Almost 400 whales have died following New Zealand's largest ever mass beaching. Around 70% of the 416 pilot whales have already died, with volunteers working to try to rescue the remaining.
The Department of Conservation said the whales swam ashore at Farewell Spit on the north of South Island. Spokesman Herb Christophers told AFP that because there were so many carcasses, the 500 volunteers were struggling to get those left alive into the water.
"The dead ones that are floating around out there are obstructing their course out to sea," he said.
Over 100 whales were re-floated at high tide, but most had swum back to shore – whales are known to swim back to beaches after being rescued to try to re-join their pods. While volunteers continue with the rescue effort, the outlook for the remaining whales is poor.
Andrew Lamason, regional manager of the Department of Conservation, told Radio New Zealand: "With that number dead, you have to assume that the rest are in reasonably poor nick as well. So we're sort of preparing ourselves for a pretty traumatic period ahead."
This is New Zealand's third biggest mass whale strand. The largest took place in 1918 when 1,000 whales washed up at Chatham Islands. In 1985, 450 were beached in Auckland.
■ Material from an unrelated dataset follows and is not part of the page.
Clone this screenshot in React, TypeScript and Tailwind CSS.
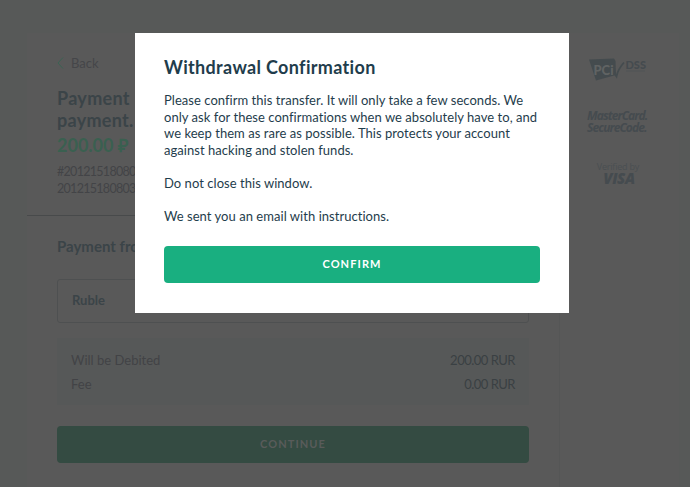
import React, { useState } from 'react';

const PciLogo = () => (
  <svg className="block h-[24px] w-[62px]" viewBox="0 0 62 24">
    <path d="M2 1.500 L27 0.500 L28.500 3 L29 17 L9 22.500 Z" fill="#444b4e" />
    <path d="M26 13.500 L29.500 18.500 Q31 11 37 4.500" fill="none" stroke="#444b4e" strokeWidth="1.800" />
    <text x="6.500" y="16.500" fontSize="13" fontWeight="900" fill="#606363" fontFamily="Lato, sans-serif" textLength="20" lengthAdjust="spacingAndGlyphs">
      PCi
    </text>
    <text x="38.500" y="10.500" fontSize="11.500" fontWeight="900" fill="#454b4f" fontFamily="Lato, sans-serif" textLength="20.500" lengthAdjust="spacingAndGlyphs">
      DSS
    </text>
    <path d="M39 13 H58" stroke="#505456" />
  </svg>
);

const MasterCardLogo = () => (
  <div className="w-[64px] font-['Open_Sans',sans-serif] text-[12px] leading-[12px] font-bold tracking-[-0.900px] whitespace-nowrap text-[#454b4f] italic">
    <div>MasterCard.</div>
    <div>SecureCode.</div>
  </div>
);

const VisaLogo = () => (
  <div className="flex w-[44px] flex-col items-center font-['Open_Sans',sans-serif] whitespace-nowrap text-[#454b4f]">
    <div className="text-[9px] leading-[11px] tracking-[-0.200px] text-[#4a4f52]">Verified by</div>
    <div className="ml-[2px] text-[15px] leading-[13px] font-extrabold tracking-[-0.400px] italic">VISA</div>
  </div>
);

const fees = [
  { label: 'Will be Debited', value: '200.00 RUR' },
  { label: 'Fee', value: '0.00 RUR' },
];

const App = () => {
  const [open, setOpen] = useState(true);

  return (
    <div className="relative h-[487px] w-[690px] overflow-hidden bg-[#575958] px-[27px] pt-[33px] font-['Lato',sans-serif] text-[#3b4448]">
      <div className="flex h-[454px] w-[652px] bg-[#595959]">
        <main className="w-[533px] shrink-0 border-r border-[#555656]">
          <header className="h-[183px] border-b border-[#484a4b] pt-[22px] pl-[30px]">
            <button className="flex h-4 items-center text-[13px] text-[#454649]" type="button">
              <svg className="mr-[7px] h-3 w-[7px]" viewBox="0 0 7 12" fill="none" stroke="#3b6353">
                <path d="M6 0.500 L1 6 L6 11.500" />
              </svg>
              <span className="relative top-px">Back</span>
            </button>
            <h1 className="mt-[16px] text-[18px] leading-[22px] font-bold tracking-[0.3px]">
              Payment –
              <br />
              payment.
            </h1>
            <div className="mt-[3px] text-[18px] leading-[22px] font-bold text-[#3a6050]">200.00 ₽</div>
            <p className="mt-[7px] text-[12.500px] leading-[17px] tracking-[-0.700px] text-[#434447]">
              #20121518080310
              <br />
              20121518080310
            </p>
          </header>
          <section className="pr-[30px] pl-[30px]">
            <h2 className="pt-[20px] text-[15px] leading-5 font-bold">Payment from</h2>
            <div className="mt-[23px] flex h-[44px] items-center rounded-[3px] border border-[#4e5051] px-[14px] text-[13px] font-bold">
              Ruble
            </div>
            <div className="mt-[15px] flex h-[67px] flex-col gap-2 bg-[#565858] px-[14px] pt-[14px] text-[13px] leading-4 text-[#424346]">
              {fees.map((fee) => (
                <div className="flex justify-between" key={fee.label}>
                  <span>{fee.label}</span>
                  <span className="tracking-[-0.500px] text-[#3a4043]">{fee.value}</span>
                </div>
              ))}
            </div>
            <button className="mt-[21px] h-[37px] w-full rounded-[4px] bg-[#344b42] text-[11px] font-bold tracking-[1.100px] text-[#595b5a]" type="button">
              CONTINUE
            </button>
          </section>
        </main>
        <aside className="flex flex-col pt-[25px] pl-[27px]">
          <PciLogo />
          <div className="mt-[28px]">
            <MasterCardLogo />
          </div>
          <div className="mt-[27px] ml-[9px]">
            <VisaLogo />
          </div>
        </aside>
      </div>

      {open && (
        <div className="absolute top-[33px] left-[135px] h-[280px] w-[434px] bg-white px-[29px] pt-[22px] text-[#1f3d4c]" role="dialog">
          <h2 className="text-[18px] leading-6 font-bold tracking-[0.330px]">Withdrawal Confirmation</h2>
          <div className="mt-[13px] text-[13px] leading-[16.600px] tracking-[0.040px] whitespace-nowrap">
            <p>
              Please confirm this transfer. It will only take a few seconds. We
              <br />
              only ask for these confirmations when we absolutely have to, and
              <br />
              we keep them as rare as possible. This protects your account
              <br />
              against hacking and stolen funds.
            </p>
            <p className="mt-[16.600px]">Do not close this window.</p>
            <p className="mt-[16.600px]">We sent you an email with instructions.</p>
          </div>
          <button
            className="mt-[21px] block h-[37px] w-[376px] rounded-[4px] bg-[#19af80] text-[11px] font-bold tracking-[1.100px] text-white"
            type="button"
            onClick={() => setOpen(false)}
          >
            CONFIRM
          </button>
        </div>
      )}
    </div>
  );
};

export default App;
The cause of mass strandings is still not well understood, with many factors playing a role. When single individuals wash up, it is normally because they are sick or injured. However, for larger numbers, the reasons are less clear.
Harmful algal blooms can result in whole pods being beached, while disease events are also considered a common cause. The use of high-powered sonar in naval exercise has too been implicated in the past.
But sometimes mass strandings occur for no apparent reason. David Lusseau, a professor of behavioural biology at the University of Aberdeen, said this is often seen in pilot whales. "This has puzzled biologists for centuries: why would a healthy animal put itself in such danger if there is no reason to? Is it possible that they are deliberately harming themselves? Even attempting suicide?" he said.
"Pilot whales live in matrilineal societies. They spend their lives in schools that are composed of extended families centred around the females – mothers and their daughters are the family focal points.
"Based on this social structure, the common assumption has long been that healthy animals strand themselves as an altruistic gesture, that they do so to continue caring for distressed family members. Recent work, however, casts doubt on this analysis, with genetic tests showing that animals stranded close to each other during mass events may not be related after all."
He added that while this social caring hypothesis is generally favoured, in truth we still do not really know what causes mass whale strandings. "These individuals strand to stay in contact with their sick or injured companions, whether relatives or otherwise. What we don't fully understand are the mechanisms behind this. These can range from simple 'hardwired' instincts to complex behaviours, which may allow them to reflect on the needs of other members of their group, even act altruistically. The truth probably lies somewhere in between."